Reality star and former Mr. Sandra Bullock, Jesse James,
accidentally chopped off the tip of his right pinky in a shop accident in his garage in Austin, Texas. What happened was that his glove got caught in one of the machines in his motorcycle shop and took the finger off with it. He and his wife looked around the floor for the piece of finger so they could put it on ice and bring the amputated finger with him to the hospital. When they got to the hospital, James was treated but doctors told him that his finger could not be reattached.
It is fairly common to injure the fingertips whether at home, work or play. These accidents can occur while chopping vegetables, closing car doors, handling lawnmowers and many more scenarios. Injuries almost always usually cause damage to the skin, soft tissues, bone, nail and nail bed. Oftentimes, the tips of the longer fingers tend to be injured due to their location. Additionally, they are usually the last to escape from harm’s way.
First aid treatment should be given right away in order to prevent further hand damage. First aid training is offered by many organizations and institutions such as St Mark James. Without proper first aid, a fingertip injury may lead to disruption of complex function of the hand due to the abundant number of nerves in the fingertips. If proper action is not given right away, the outcome may be deformed and disabled hands.

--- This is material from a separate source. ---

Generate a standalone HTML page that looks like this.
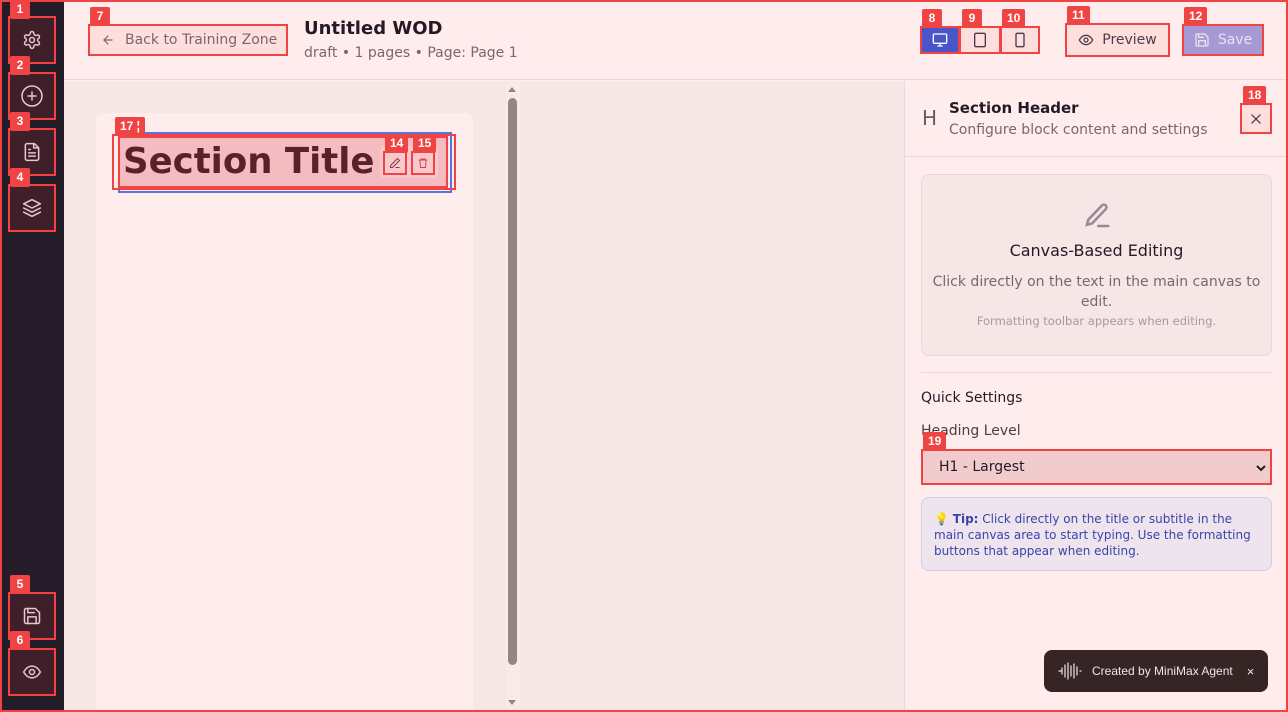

When the amputation occurs, immediately call for emergency medical services. Calm and comfort the casualty. If there are symptoms for shock, treat the casualty for shock. Make the casualty comfortable by either sitting or lying down. Direct pressure should be applied to the wound. Raise the injured digit above heart level. If the pressure point is known, apply direct pressure in that area only if necessary. If the bleeding persists, recheck the source of bleeding. Reapply direct pressure.
It may be easier to use constriction bandage or tourniquet in place of the compressing pressure points if the casualty is suffering from grave bleeding. However, it must be noted that this should only be done in cases of severe bleeding because applying a tourniquet may endanger reattachment of the finger. After the bleeding ceases, cover the wound with a sterile bandage to prevent bacteria from entering. If first aid materials are not available, a moist handkerchief may be used.
Recover the amputated finger and use a clean cloth to pick it up and gently clean the amputated digit with water. If saline solution is present, use this instead. Cover in gauze and place in a watertight bag leaving some air inside to create an air cushion. Submerge the bag with the amputated digit inside a cold bucket filled with water and ice cubes. The amputated digit should not be placed directly in ice to avoid further damage. Give to the paramedics the amputated digit. Check and monitor for signs of shock and normal breathing. Once the bleeding has been treated, check for other injuries.